▶ OBJECTIVE:
Would you repeat the listing exactly but omit every picture?

* START *

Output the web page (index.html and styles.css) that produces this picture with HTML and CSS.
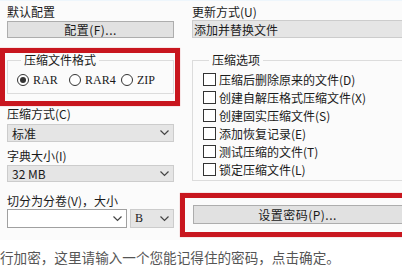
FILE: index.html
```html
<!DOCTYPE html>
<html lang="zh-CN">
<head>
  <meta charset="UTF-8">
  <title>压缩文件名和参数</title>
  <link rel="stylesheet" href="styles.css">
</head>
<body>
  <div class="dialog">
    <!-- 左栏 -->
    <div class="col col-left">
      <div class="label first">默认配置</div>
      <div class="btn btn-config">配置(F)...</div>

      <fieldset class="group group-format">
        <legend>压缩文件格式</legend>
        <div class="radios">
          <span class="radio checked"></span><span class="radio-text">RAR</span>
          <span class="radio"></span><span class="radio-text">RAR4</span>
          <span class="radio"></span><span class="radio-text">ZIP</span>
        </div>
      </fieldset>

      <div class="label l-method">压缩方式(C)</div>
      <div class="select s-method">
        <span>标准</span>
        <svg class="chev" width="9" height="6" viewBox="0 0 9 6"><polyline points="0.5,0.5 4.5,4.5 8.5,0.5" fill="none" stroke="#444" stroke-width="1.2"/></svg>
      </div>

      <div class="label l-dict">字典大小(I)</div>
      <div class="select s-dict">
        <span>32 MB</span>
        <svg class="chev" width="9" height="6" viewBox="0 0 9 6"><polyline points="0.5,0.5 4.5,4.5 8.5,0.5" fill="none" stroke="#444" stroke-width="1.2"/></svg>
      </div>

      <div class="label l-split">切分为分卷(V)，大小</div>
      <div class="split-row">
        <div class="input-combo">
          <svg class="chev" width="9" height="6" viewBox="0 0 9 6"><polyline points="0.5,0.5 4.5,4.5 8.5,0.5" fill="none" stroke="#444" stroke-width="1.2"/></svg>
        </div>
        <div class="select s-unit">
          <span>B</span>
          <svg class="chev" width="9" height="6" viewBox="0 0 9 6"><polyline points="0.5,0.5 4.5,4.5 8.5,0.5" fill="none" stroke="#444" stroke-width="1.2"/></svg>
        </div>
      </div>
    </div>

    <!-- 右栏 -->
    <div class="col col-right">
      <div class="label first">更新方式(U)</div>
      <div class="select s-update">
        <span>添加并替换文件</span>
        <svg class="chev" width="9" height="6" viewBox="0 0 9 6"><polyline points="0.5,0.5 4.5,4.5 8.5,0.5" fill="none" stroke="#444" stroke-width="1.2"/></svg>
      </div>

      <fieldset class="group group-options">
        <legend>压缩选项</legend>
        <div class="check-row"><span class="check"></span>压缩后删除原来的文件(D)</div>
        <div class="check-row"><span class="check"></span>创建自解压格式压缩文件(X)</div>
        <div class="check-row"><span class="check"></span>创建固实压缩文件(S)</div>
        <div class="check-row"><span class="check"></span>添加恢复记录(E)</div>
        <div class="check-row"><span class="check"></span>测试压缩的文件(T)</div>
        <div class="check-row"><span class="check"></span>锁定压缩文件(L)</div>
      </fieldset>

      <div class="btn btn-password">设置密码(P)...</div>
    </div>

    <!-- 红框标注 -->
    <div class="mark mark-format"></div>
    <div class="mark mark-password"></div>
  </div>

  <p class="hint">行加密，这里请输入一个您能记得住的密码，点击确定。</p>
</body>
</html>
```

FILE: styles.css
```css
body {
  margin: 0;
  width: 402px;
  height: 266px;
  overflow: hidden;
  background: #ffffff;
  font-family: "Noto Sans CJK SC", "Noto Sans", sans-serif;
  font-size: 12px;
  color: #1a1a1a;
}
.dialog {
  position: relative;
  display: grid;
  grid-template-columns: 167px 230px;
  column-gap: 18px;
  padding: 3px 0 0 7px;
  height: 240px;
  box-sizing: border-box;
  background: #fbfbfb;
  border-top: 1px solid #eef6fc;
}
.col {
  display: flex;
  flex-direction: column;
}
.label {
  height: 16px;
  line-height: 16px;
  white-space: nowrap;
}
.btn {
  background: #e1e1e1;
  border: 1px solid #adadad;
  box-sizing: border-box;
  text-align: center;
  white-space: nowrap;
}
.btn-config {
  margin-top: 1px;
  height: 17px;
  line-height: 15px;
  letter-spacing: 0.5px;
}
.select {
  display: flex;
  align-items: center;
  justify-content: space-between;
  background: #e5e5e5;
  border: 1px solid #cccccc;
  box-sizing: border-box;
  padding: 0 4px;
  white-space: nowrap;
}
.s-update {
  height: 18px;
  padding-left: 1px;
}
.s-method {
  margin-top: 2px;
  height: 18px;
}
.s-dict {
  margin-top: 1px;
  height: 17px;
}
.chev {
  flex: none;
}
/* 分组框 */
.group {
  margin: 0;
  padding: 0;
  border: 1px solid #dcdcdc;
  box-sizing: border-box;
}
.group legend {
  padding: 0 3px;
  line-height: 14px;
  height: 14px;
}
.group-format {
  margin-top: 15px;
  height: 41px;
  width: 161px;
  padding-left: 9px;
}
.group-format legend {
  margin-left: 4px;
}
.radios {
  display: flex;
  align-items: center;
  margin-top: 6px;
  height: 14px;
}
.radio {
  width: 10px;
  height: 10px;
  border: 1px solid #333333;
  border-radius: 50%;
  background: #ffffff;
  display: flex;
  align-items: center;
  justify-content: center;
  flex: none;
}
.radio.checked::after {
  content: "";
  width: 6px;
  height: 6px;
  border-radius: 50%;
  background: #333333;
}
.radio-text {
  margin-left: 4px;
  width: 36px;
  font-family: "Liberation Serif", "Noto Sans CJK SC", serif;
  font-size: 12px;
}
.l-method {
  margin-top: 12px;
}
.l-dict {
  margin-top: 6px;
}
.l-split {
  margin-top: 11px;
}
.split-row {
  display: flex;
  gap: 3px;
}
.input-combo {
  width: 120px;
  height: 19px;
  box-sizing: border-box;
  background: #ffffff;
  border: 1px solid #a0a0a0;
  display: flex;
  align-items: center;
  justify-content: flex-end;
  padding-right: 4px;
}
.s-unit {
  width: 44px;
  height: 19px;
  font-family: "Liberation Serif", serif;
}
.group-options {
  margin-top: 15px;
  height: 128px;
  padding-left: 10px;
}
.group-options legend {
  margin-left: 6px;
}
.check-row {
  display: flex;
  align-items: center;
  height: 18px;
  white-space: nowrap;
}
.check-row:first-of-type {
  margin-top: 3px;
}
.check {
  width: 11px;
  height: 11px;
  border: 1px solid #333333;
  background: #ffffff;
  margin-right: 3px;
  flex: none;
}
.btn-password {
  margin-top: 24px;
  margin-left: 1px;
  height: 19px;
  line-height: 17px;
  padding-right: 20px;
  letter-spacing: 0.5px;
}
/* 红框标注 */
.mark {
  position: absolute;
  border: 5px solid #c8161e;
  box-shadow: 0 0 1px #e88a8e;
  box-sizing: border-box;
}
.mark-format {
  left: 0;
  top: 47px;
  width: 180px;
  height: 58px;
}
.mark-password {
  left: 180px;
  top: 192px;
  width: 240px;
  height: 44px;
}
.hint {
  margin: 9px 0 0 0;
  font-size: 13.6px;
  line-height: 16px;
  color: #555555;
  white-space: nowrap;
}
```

* END *

▶ ANSWER TO THIS PROBLEM:
Output the web page (index.html and styles.css) that produces this picture with HTML and CSS.
FILE: index.html
```html
<!DOCTYPE html>
<html lang="zh-CN">
<head>
  <meta charset="UTF-8">
  <title>压缩文件名和参数</title>
  <link rel="stylesheet" href="styles.css">
</head>
<body>
  <div class="dialog">
    <!-- 左栏 -->
    <div class="col col-left">
      <div class="label first">默认配置</div>
      <div class="btn btn-config">配置(F)...</div>

      <fieldset class="group group-format">
        <legend>压缩文件格式</legend>
        <div class="radios">
          <span class="radio checked"></span><span class="radio-text">RAR</span>
          <span class="radio"></span><span class="radio-text">RAR4</span>
          <span class="radio"></span><span class="radio-text">ZIP</span>
        </div>
      </fieldset>

      <div class="label l-method">压缩方式(C)</div>
      <div class="select s-method">
        <span>标准</span>
        <svg class="chev" width="9" height="6" viewBox="0 0 9 6"><polyline points="0.5,0.5 4.5,4.5 8.5,0.5" fill="none" stroke="#444" stroke-width="1.2"/></svg>
      </div>

      <div class="label l-dict">字典大小(I)</div>
      <div class="select s-dict">
        <span>32 MB</span>
        <svg class="chev" width="9" height="6" viewBox="0 0 9 6"><polyline points="0.5,0.5 4.5,4.5 8.5,0.5" fill="none" stroke="#444" stroke-width="1.2"/></svg>
      </div>

      <div class="label l-split">切分为分卷(V)，大小</div>
      <div class="split-row">
        <div class="input-combo">
          <svg class="chev" width="9" height="6" viewBox="0 0 9 6"><polyline points="0.5,0.5 4.5,4.5 8.5,0.5" fill="none" stroke="#444" stroke-width="1.2"/></svg>
        </div>
        <div class="select s-unit">
          <span>B</span>
          <svg class="chev" width="9" height="6" viewBox="0 0 9 6"><polyline points="0.5,0.5 4.5,4.5 8.5,0.5" fill="none" stroke="#444" stroke-width="1.2"/></svg>
        </div>
      </div>
    </div>

    <!-- 右栏 -->
    <div class="col col-right">
      <div class="label first">更新方式(U)</div>
      <div class="select s-update">
        <span>添加并替换文件</span>
        <svg class="chev" width="9" height="6" viewBox="0 0 9 6"><polyline points="0.5,0.5 4.5,4.5 8.5,0.5" fill="none" stroke="#444" stroke-width="1.2"/></svg>
      </div>

      <fieldset class="group group-options">
        <legend>压缩选项</legend>
        <div class="check-row"><span class="check"></span>压缩后删除原来的文件(D)</div>
        <div class="check-row"><span class="check"></span>创建自解压格式压缩文件(X)</div>
        <div class="check-row"><span class="check"></span>创建固实压缩文件(S)</div>
        <div class="check-row"><span class="check"></span>添加恢复记录(E)</div>
        <div class="check-row"><span class="check"></span>测试压缩的文件(T)</div>
        <div class="check-row"><span class="check"></span>锁定压缩文件(L)</div>
      </fieldset>

      <div class="btn btn-password">设置密码(P)...</div>
    </div>

    <!-- 红框标注 -->
    <div class="mark mark-format"></div>
    <div class="mark mark-password"></div>
  </div>

  <p class="hint">行加密，这里请输入一个您能记得住的密码，点击确定。</p>
</body>
</html>
```

FILE: styles.css
```css
body {
  margin: 0;
  width: 402px;
  height: 266px;
  overflow: hidden;
  background: #ffffff;
  font-family: "Noto Sans CJK SC", "Noto Sans", sans-serif;
  font-size: 12px;
  color: #1a1a1a;
}
.dialog {
  position: relative;
  display: grid;
  grid-template-columns: 167px 230px;
  column-gap: 18px;
  padding: 3px 0 0 7px;
  height: 240px;
  box-sizing: border-box;
  background: #fbfbfb;
  border-top: 1px solid #eef6fc;
}
.col {
  display: flex;
  flex-direction: column;
}
.label {
  height: 16px;
  line-height: 16px;
  white-space: nowrap;
}
.btn {
  background: #e1e1e1;
  border: 1px solid #adadad;
  box-sizing: border-box;
  text-align: center;
  white-space: nowrap;
}
.btn-config {
  margin-top: 1px;
  height: 17px;
  line-height: 15px;
  letter-spacing: 0.5px;
}
.select {
  display: flex;
  align-items: center;
  justify-content: space-between;
  background: #e5e5e5;
  border: 1px solid #cccccc;
  box-sizing: border-box;
  padding: 0 4px;
  white-space: nowrap;
}
.s-update {
  height: 18px;
  padding-left: 1px;
}
.s-method {
  margin-top: 2px;
  height: 18px;
}
.s-dict {
  margin-top: 1px;
  height: 17px;
}
.chev {
  flex: none;
}
/* 分组框 */
.group {
  margin: 0;
  padding: 0;
  border: 1px solid #dcdcdc;
  box-sizing: border-box;
}
.group legend {
  padding: 0 3px;
  line-height: 14px;
  height: 14px;
}
.group-format {
  margin-top: 15px;
  height: 41px;
  width: 161px;
  padding-left: 9px;
}
.group-format legend {
  margin-left: 4px;
}
.radios {
  display: flex;
  align-items: center;
  margin-top: 6px;
  height: 14px;
}
.radio {
  width: 10px;
  height: 10px;
  border: 1px solid #333333;
  border-radius: 50%;
  background: #ffffff;
  display: flex;
  align-items: center;
  justify-content: center;
  flex: none;
}
.radio.checked::after {
  content: "";
  width: 6px;
  height: 6px;
  border-radius: 50%;
  background: #333333;
}
.radio-text {
  margin-left: 4px;
  width: 36px;
  font-family: "Liberation Serif", "Noto Sans CJK SC", serif;
  font-size: 12px;
}
.l-method {
  margin-top: 12px;
}
.l-dict {
  margin-top: 6px;
}
.l-split {
  margin-top: 11px;
}
.split-row {
  display: flex;
  gap: 3px;
}
.input-combo {
  width: 120px;
  height: 19px;
  box-sizing: border-box;
  background: #ffffff;
  border: 1px solid #a0a0a0;
  display: flex;
  align-items: center;
  justify-content: flex-end;
  padding-right: 4px;
}
.s-unit {
  width: 44px;
  height: 19px;
  font-family: "Liberation Serif", serif;
}
.group-options {
  margin-top: 15px;
  height: 128px;
  padding-left: 10px;
}
.group-options legend {
  margin-left: 6px;
}
.check-row {
  display: flex;
  align-items: center;
  height: 18px;
  white-space: nowrap;
}
.check-row:first-of-type {
  margin-top: 3px;
}
.check {
  width: 11px;
  height: 11px;
  border: 1px solid #333333;
  background: #ffffff;
  margin-right: 3px;
  flex: none;
}
.btn-password {
  margin-top: 24px;
  margin-left: 1px;
  height: 19px;
  line-height: 17px;
  padding-right: 20px;
  letter-spacing: 0.5px;
}
/* 红框标注 */
.mark {
  position: absolute;
  border: 5px solid #c8161e;
  box-shadow: 0 0 1px #e88a8e;
  box-sizing: border-box;
}
.mark-format {
  left: 0;
  top: 47px;
  width: 180px;
  height: 58px;
}
.mark-password {
  left: 180px;
  top: 192px;
  width: 240px;
  height: 44px;
}
.hint {
  margin: 9px 0 0 0;
  font-size: 13.6px;
  line-height: 16px;
  color: #555555;
  white-space: nowrap;
}
```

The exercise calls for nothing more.